### TASK TO COMPLETE:
Output every line of the material exactly, omitting images.

··· RECORDED INFORMATION

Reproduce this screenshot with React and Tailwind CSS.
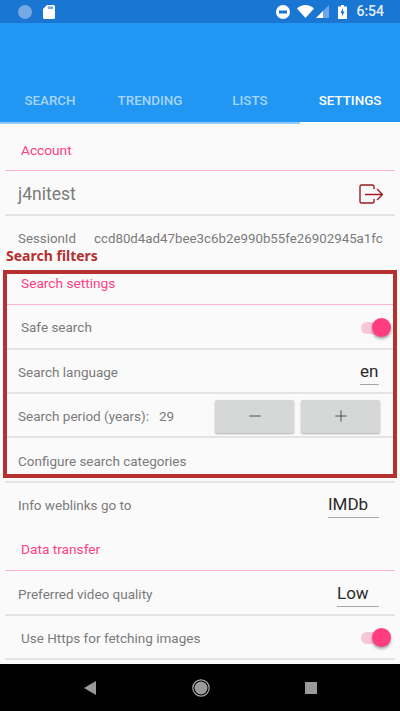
import { Minus, Plus } from "lucide-react";

function Heading({ children, className = "h-[45px]" }) {
  return (
    <div className={`mx-[5px] flex items-center border-b border-[#ffb3cf] pl-4 text-[13.7px] text-[#ff4081] ${className}`}>
      {children}
    </div>
  );
}

function Row({ children, className = "h-[44px] pt-[2px]" }) {
  return (
    <div className={`mx-[5px] flex items-center justify-between border-b-2 border-[#e4e4e4] text-[13.5px] text-[#7b7b7b] ${className}`}>
      {children}
    </div>
  );
}

function Toggle() {
  return (
    <div className="relative mr-[7px] h-[12px] w-[27px] rounded-full bg-[#f8c6d9]">
      <div className="absolute top-[-4px] right-[-3px] h-[19px] w-[19px] rounded-full bg-[#ff3d7f] shadow-[0_2px_3px_rgba(0,0,0,0.35)]" />
    </div>
  );
}

function Picker({ value, width }) {
  return (
    <div className={`mr-[16px] border-b border-[#a8a8a8] pb-[1px] text-[17px] leading-[24px] text-[#2a2a2a] ${width}`}>
      {value}
    </div>
  );
}

function StepButton({ children }) {
  return (
    <div className="flex h-[33px] w-[79px] items-center justify-center rounded-[2px] bg-[#d6d7d7] text-[#444] shadow-[0_1px_2px_rgba(0,0,0,0.3)]">
      {children}
    </div>
  );
}

function StatusBar() {
  return (
    <div className="flex h-[23px] items-center justify-between bg-[#1976d2] pr-[16px] pl-[18px] text-white">
      <div className="flex items-center gap-[11px]">
        <div className="h-[14px] w-[14px] rounded-full bg-[#76a8e4]" />
        <svg width="12" height="14" viewBox="0 0 12 14">
          <path d="M4 0h6.5A1.5 1.5 0 0 1 12 1.5v11a1.5 1.5 0 0 1-1.5 1.5h-9A1.5 1.5 0 0 1 0 12.500V4z" fill="#fff" />
          <rect x="5" y="1.500" width="5" height="2.500" fill="#76a8e4" />
        </svg>
      </div>
      <div className="flex items-center">
        <svg width="14" height="14" viewBox="0 0 14 14">
          <circle cx="7" cy="7" r="7" fill="#fff" />
          <rect x="3" y="5.500" width="8" height="3" fill="#1976d2" />
        </svg>
        <svg className="ml-[7px]" width="17" height="13" viewBox="0 0 17 13">
          <path d="M0 3.500C2.300 1.300 5.200 0 8.500 0S14.700 1.300 17 3.500L8.500 13z" fill="#fff" />
        </svg>
        <svg className="ml-[2px]" width="13" height="13" viewBox="0 0 13 13">
          <path d="M13 0v13H0z" fill="#6ea6e6" />
          <path d="M7 6v7H0z" fill="#fff" />
        </svg>
        <svg className="ml-[9px]" width="9" height="14" viewBox="0 0 9 14">
          <path d="M3 0h3v1.500h3V14H0V1.500h3z" fill="#fff" />
          <path d="M5 3 2.500 8H4v3.500L6.500 6.500H5z" fill="#1976d2" />
        </svg>
        <span className="ml-[9px] text-[14px] font-medium text-[#e6f0fb]">6:54</span>
      </div>
    </div>
  );
}

function Tabs() {
  const tabs = ["SEARCH", "TRENDING", "LISTS", "SETTINGS"];
  return (
    <div className="flex h-[101px] items-end bg-[#2196f3]">
      {tabs.map((tab) => (
        <div
          key={tab}
          className={`flex h-[47px] flex-1 items-center justify-center border-b-2 pt-[3px] text-[13.4px] font-medium ${
            tab === "SETTINGS" ? "border-white text-white" : "border-[#90cbf9] text-[#a6d5fa]"
          }`}
        >
          {tab}
        </div>
      ))}
    </div>
  );
}

function NavBar() {
  return (
    <div className="flex h-[47px] items-center justify-center bg-black">
      <svg className="mr-[96px]" width="12" height="14" viewBox="0 0 12 14">
        <path d="M12 0v14L0 7z" fill="#9a9a9a" />
      </svg>
      <svg className="mr-[95px]" width="18" height="18" viewBox="0 0 18 18">
        <circle cx="9" cy="9" r="8.200" fill="none" stroke="#a8a8a8" strokeWidth="1.200" />
        <circle cx="9" cy="9" r="6.500" fill="#9a9a9a" />
      </svg>
      <div className="h-[12px] w-[12px] bg-[#9a9a9a]" />
    </div>
  );
}

export default function App() {
  return (
    <div className="relative flex h-[711px] w-[400px] flex-col overflow-hidden bg-[#fafafa] font-['Roboto',sans-serif]">
      <StatusBar />
      <Tabs />

      <div className="flex-1">
        <Heading className="h-[47px] pt-[7px]">Account</Heading>
        <Row className="h-[45px] pt-[4px]">
          <span className="pl-[13px] text-[17.5px]">j4nitest</span>
          <svg className="mr-[12px]" width="24" height="21" viewBox="0 0 24 21" fill="none" stroke="#9c1c22" strokeWidth="1.400">
            <path d="M15 5V2.500A1.500 1.500 0 0 0 13.500 1H2.500A1.500 1.500 0 0 0 1 2.500v15A1.500 1.500 0 0 0 2.500 19h11a1.500 1.500 0 0 0 1.500-1.500V15" />
            <path d="M6 10.500h17M18 5l5.500 5.500L18 16" />
          </svg>
        </Row>
        <div className="mx-[5px] flex h-[44px] items-center pt-[1px] pl-[13px] text-[13.3px] text-[#7b7b7b]">
          <span className="w-[76px] shrink-0">SessionId</span>
          <span className="whitespace-nowrap">ccd80d4ad47bee3c6b2e990b55fe26902945a1fc</span>
        </div>

        <Heading className="h-[45px] pt-[3px]">Search settings</Heading>
        <Row className="h-[45px] pt-[2px]">
          <span className="pl-4">Safe search</span>
          <Toggle />
        </Row>
        <Row>
          <span className="pl-[13px]">Search language</span>
          <Picker value="en" width="w-[19px]" />
        </Row>
        <Row>
          <span className="pl-[13px]">Search period (years):</span>
          <span className="mr-auto pl-[10px]">29</span>
          <div className="flex gap-[7px] pr-[15px]">
            <StepButton><Minus size={18} strokeWidth={1.200} /></StepButton>
            <StepButton><Plus size={18} strokeWidth={1.200} /></StepButton>
          </div>
        </Row>
        <Row className="h-[45px] pt-[3px]">
          <span className="pl-[13px]">Configure search categories</span>
        </Row>

        <div className="mx-[5px] flex h-[44px] items-center justify-between text-[13.5px] text-[#7b7b7b]">
          <span className="pl-[13px]">Info weblinks go to</span>
          <Picker value="IMDb" width="w-[51px]" />
        </div>

        <Heading className="h-[44px] pt-[1px]">Data transfer</Heading>
        <Row className="h-[45px] pt-[3px]">
          <span className="pl-[13px]">Preferred video quality</span>
          <Picker value="Low" width="w-[42px]" />
        </Row>
        <Row>
          <span className="pl-4">Use Https for fetching images</span>
          <Toggle />
        </Row>
      </div>

      <NavBar />

      {/* annotation drawn over the screenshot */}
      <div className="absolute top-[245px] left-[6px] font-['Noto_Sans',sans-serif] text-[14px] font-bold text-[#b5302f]">
        Search filters
      </div>
      <div className="pointer-events-none absolute top-[270px] left-[3px] h-[208px] w-[394px] border-[4px] border-[#b5302f]" />
    </div>
  );
}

······

### WORKED SOLUTION:
Reproduce this screenshot with React and Tailwind CSS.
import { Minus, Plus } from "lucide-react";

function Heading({ children, className = "h-[45px]" }) {
  return (
    <div className={`mx-[5px] flex items-center border-b border-[#ffb3cf] pl-4 text-[13.7px] text-[#ff4081] ${className}`}>
      {children}
    </div>
  );
}

function Row({ children, className = "h-[44px] pt-[2px]" }) {
  return (
    <div className={`mx-[5px] flex items-center justify-between border-b-2 border-[#e4e4e4] text-[13.5px] text-[#7b7b7b] ${className}`}>
      {children}
    </div>
  );
}

function Toggle() {
  return (
    <div className="relative mr-[7px] h-[12px] w-[27px] rounded-full bg-[#f8c6d9]">
      <div className="absolute top-[-4px] right-[-3px] h-[19px] w-[19px] rounded-full bg-[#ff3d7f] shadow-[0_2px_3px_rgba(0,0,0,0.35)]" />
    </div>
  );
}

function Picker({ value, width }) {
  return (
    <div className={`mr-[16px] border-b border-[#a8a8a8] pb-[1px] text-[17px] leading-[24px] text-[#2a2a2a] ${width}`}>
      {value}
    </div>
  );
}

function StepButton({ children }) {
  return (
    <div className="flex h-[33px] w-[79px] items-center justify-center rounded-[2px] bg-[#d6d7d7] text-[#444] shadow-[0_1px_2px_rgba(0,0,0,0.3)]">
      {children}
    </div>
  );
}

function StatusBar() {
  return (
    <div className="flex h-[23px] items-center justify-between bg-[#1976d2] pr-[16px] pl-[18px] text-white">
      <div className="flex items-center gap-[11px]">
        <div className="h-[14px] w-[14px] rounded-full bg-[#76a8e4]" />
        <svg width="12" height="14" viewBox="0 0 12 14">
          <path d="M4 0h6.5A1.5 1.5 0 0 1 12 1.5v11a1.5 1.5 0 0 1-1.5 1.5h-9A1.5 1.5 0 0 1 0 12.500V4z" fill="#fff" />
          <rect x="5" y="1.500" width="5" height="2.500" fill="#76a8e4" />
        </svg>
      </div>
      <div className="flex items-center">
        <svg width="14" height="14" viewBox="0 0 14 14">
          <circle cx="7" cy="7" r="7" fill="#fff" />
          <rect x="3" y="5.500" width="8" height="3" fill="#1976d2" />
        </svg>
        <svg className="ml-[7px]" width="17" height="13" viewBox="0 0 17 13">
          <path d="M0 3.500C2.300 1.300 5.200 0 8.500 0S14.700 1.300 17 3.500L8.500 13z" fill="#fff" />
        </svg>
        <svg className="ml-[2px]" width="13" height="13" viewBox="0 0 13 13">
          <path d="M13 0v13H0z" fill="#6ea6e6" />
          <path d="M7 6v7H0z" fill="#fff" />
        </svg>
        <svg className="ml-[9px]" width="9" height="14" viewBox="0 0 9 14">
          <path d="M3 0h3v1.500h3V14H0V1.500h3z" fill="#fff" />
          <path d="M5 3 2.500 8H4v3.500L6.500 6.500H5z" fill="#1976d2" />
        </svg>
        <span className="ml-[9px] text-[14px] font-medium text-[#e6f0fb]">6:54</span>
      </div>
    </div>
  );
}

function Tabs() {
  const tabs = ["SEARCH", "TRENDING", "LISTS", "SETTINGS"];
  return (
    <div className="flex h-[101px] items-end bg-[#2196f3]">
      {tabs.map((tab) => (
        <div
          key={tab}
          className={`flex h-[47px] flex-1 items-center justify-center border-b-2 pt-[3px] text-[13.4px] font-medium ${
            tab === "SETTINGS" ? "border-white text-white" : "border-[#90cbf9] text-[#a6d5fa]"
          }`}
        >
          {tab}
        </div>
      ))}
    </div>
  );
}

function NavBar() {
  return (
    <div className="flex h-[47px] items-center justify-center bg-black">
      <svg className="mr-[96px]" width="12" height="14" viewBox="0 0 12 14">
        <path d="M12 0v14L0 7z" fill="#9a9a9a" />
      </svg>
      <svg className="mr-[95px]" width="18" height="18" viewBox="0 0 18 18">
        <circle cx="9" cy="9" r="8.200" fill="none" stroke="#a8a8a8" strokeWidth="1.200" />
        <circle cx="9" cy="9" r="6.500" fill="#9a9a9a" />
      </svg>
      <div className="h-[12px] w-[12px] bg-[#9a9a9a]" />
    </div>
  );
}

export default function App() {
  return (
    <div className="relative flex h-[711px] w-[400px] flex-col overflow-hidden bg-[#fafafa] font-['Roboto',sans-serif]">
      <StatusBar />
      <Tabs />

      <div className="flex-1">
        <Heading className="h-[47px] pt-[7px]">Account</Heading>
        <Row className="h-[45px] pt-[4px]">
          <span className="pl-[13px] text-[17.5px]">j4nitest</span>
          <svg className="mr-[12px]" width="24" height="21" viewBox="0 0 24 21" fill="none" stroke="#9c1c22" strokeWidth="1.400">
            <path d="M15 5V2.500A1.500 1.500 0 0 0 13.500 1H2.500A1.500 1.500 0 0 0 1 2.500v15A1.500 1.500 0 0 0 2.500 19h11a1.500 1.500 0 0 0 1.500-1.500V15" />
            <path d="M6 10.500h17M18 5l5.500 5.500L18 16" />
          </svg>
        </Row>
        <div className="mx-[5px] flex h-[44px] items-center pt-[1px] pl-[13px] text-[13.3px] text-[#7b7b7b]">
          <span className="w-[76px] shrink-0">SessionId</span>
          <span className="whitespace-nowrap">ccd80d4ad47bee3c6b2e990b55fe26902945a1fc</span>
        </div>

        <Heading className="h-[45px] pt-[3px]">Search settings</Heading>
        <Row className="h-[45px] pt-[2px]">
          <span className="pl-4">Safe search</span>
          <Toggle />
        </Row>
        <Row>
          <span className="pl-[13px]">Search language</span>
          <Picker value="en" width="w-[19px]" />
        </Row>
        <Row>
          <span className="pl-[13px]">Search period (years):</span>
          <span className="mr-auto pl-[10px]">29</span>
          <div className="flex gap-[7px] pr-[15px]">
            <StepButton><Minus size={18} strokeWidth={1.200} /></StepButton>
            <StepButton><Plus size={18} strokeWidth={1.200} /></StepButton>
          </div>
        </Row>
        <Row className="h-[45px] pt-[3px]">
          <span className="pl-[13px]">Configure search categories</span>
        </Row>

        <div className="mx-[5px] flex h-[44px] items-center justify-between text-[13.5px] text-[#7b7b7b]">
          <span className="pl-[13px]">Info weblinks go to</span>
          <Picker value="IMDb" width="w-[51px]" />
        </div>

        <Heading className="h-[44px] pt-[1px]">Data transfer</Heading>
        <Row className="h-[45px] pt-[3px]">
          <span className="pl-[13px]">Preferred video quality</span>
          <Picker value="Low" width="w-[42px]" />
        </Row>
        <Row>
          <span className="pl-4">Use Https for fetching images</span>
          <Toggle />
        </Row>
      </div>

      <NavBar />

      {/* annotation drawn over the screenshot */}
      <div className="absolute top-[245px] left-[6px] font-['Noto_Sans',sans-serif] text-[14px] font-bold text-[#b5302f]">
        Search filters
      </div>
      <div className="pointer-events-none absolute top-[270px] left-[3px] h-[208px] w-[394px] border-[4px] border-[#b5302f]" />
    </div>
  );
}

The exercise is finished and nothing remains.